The second problem I’ve found is when using HyperDock to split the screen of my 15” MacBook Pro between Safari and a text editor, Readability pushes the text off the right side of the Safari window. The last six or so characters are off the screen. Stranger yet, when resizing the window smaller, the horizontal scroll bar does not appear to allow you to scroll to view all of the text, the text is just gone. The Instapaper text bookmarklet does the right thing and formats the text correctly for the current size of the window, and provides the normal scrollbar when needed. I’m not sure why Readability doesn’t, but its just a bit disappointing.

I’m hoping that both of these problems are fixed soon.

Ian Hines is a fan, and had this to say:

It’s a wonderful concept. It’s all the things we’ve come to know and love about Instapaper, with the added ability of finally allowing us to easily support our favorite writers.

In contrast, Colin Wheeler is skeptical:

…for me it feels wrong cause it puts the burden on consumers instead publishers who need to clean up their websites in the first place

What Colin is saying is when a site is well designed, there’s no need for Readability. The sites many people are most likely to read in Readability are the sites that do not understand the value of clean design in the first place, sites that are covered with ads and distractions. He makes an excellent point, and one that I think is going to be shared by a lot of people.

Herein lies the rub. No one likes ads, but no one wants to pay for online content. So how can sites that make their money off of page views continue to exist if they do actually clean up their interface? That’s the answer that Readability is designed for. An alternative revenue stream. It is an interesting test.

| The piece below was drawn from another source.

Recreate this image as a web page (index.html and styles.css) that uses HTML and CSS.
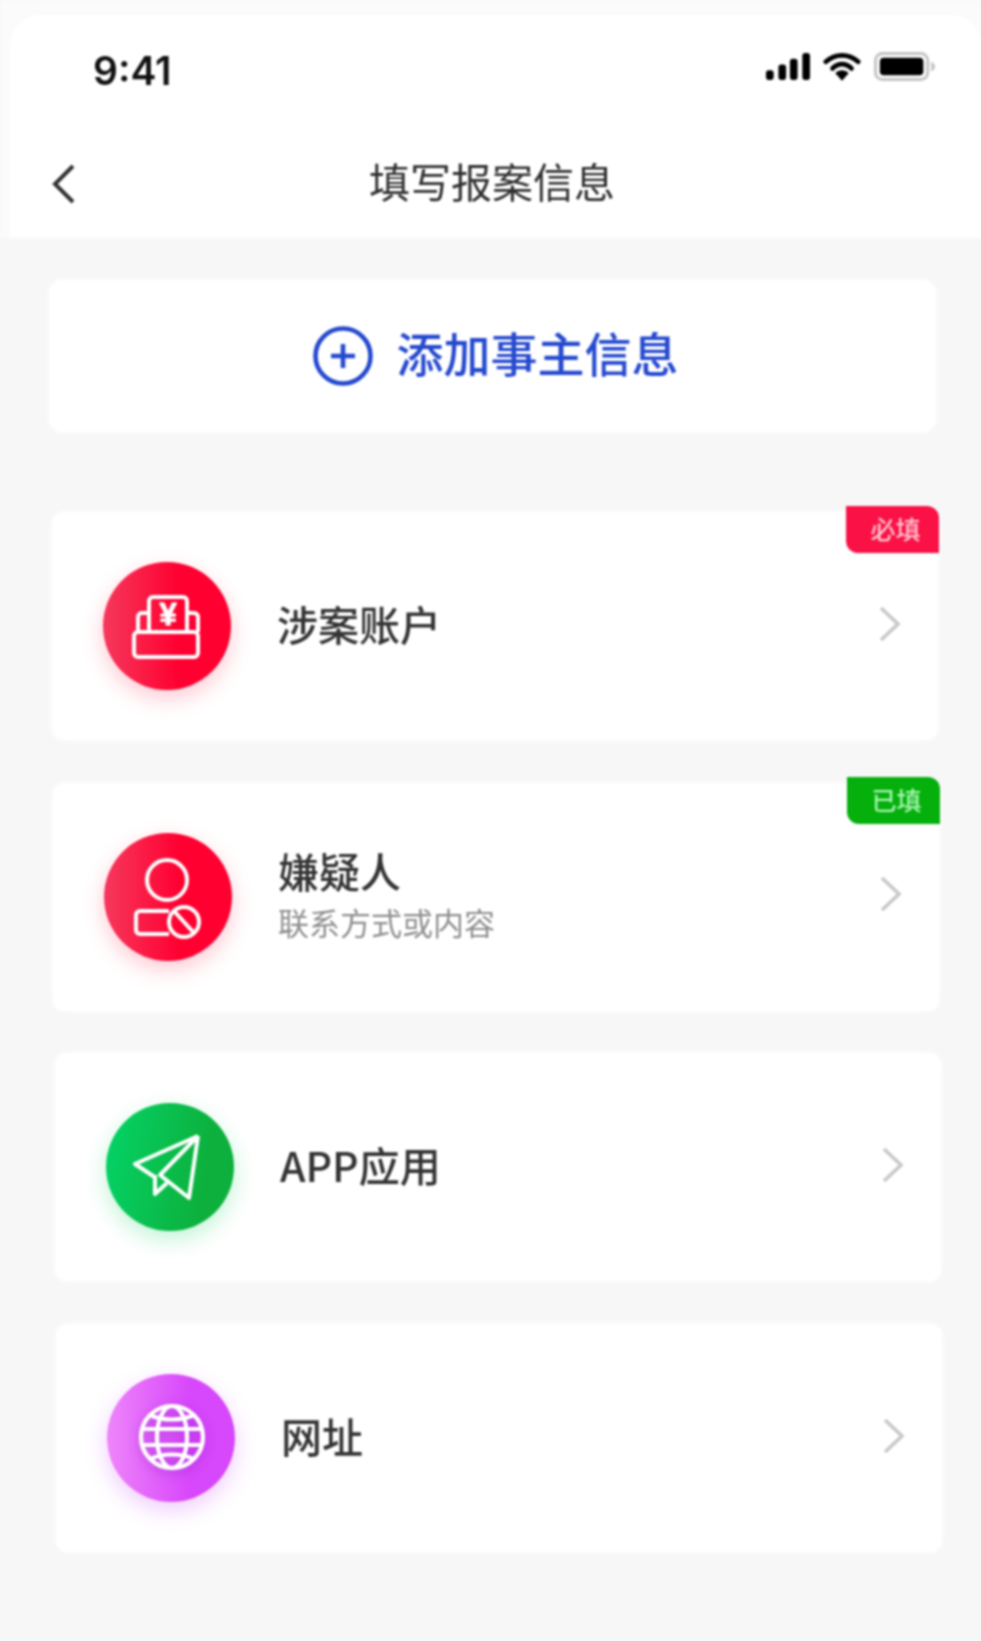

Also interesting to note is that Readability is not a startup, it’s an experiment by an established company. Arc90 builds and designs internal applications for other businesses. Richard Ziade, the original creator of Readability, has this to say about why Readability exists:

We also believe that quality content is worth paying for. The rat race for page views and impressions has not only led to an oftentimes painful experience on the web, but also to a diminishing of quality content on the web. Today’s reality isn’t anyone’s fault but ours. We won’t hesitate to spend $4.00 for our daily cup of coffee … but we’ll balk at even a modest attempt at supporting the volumes of content we consume on the web. Readability represents an opportunity to show all the great publications, writers and bloggers out there that we care about quality and we’re willing to pay for it.

Readability may turn out to be more important to the future of the web than we can currently see. I’m rooting for it. I’m rooting for less ads, higher quality, and more thought.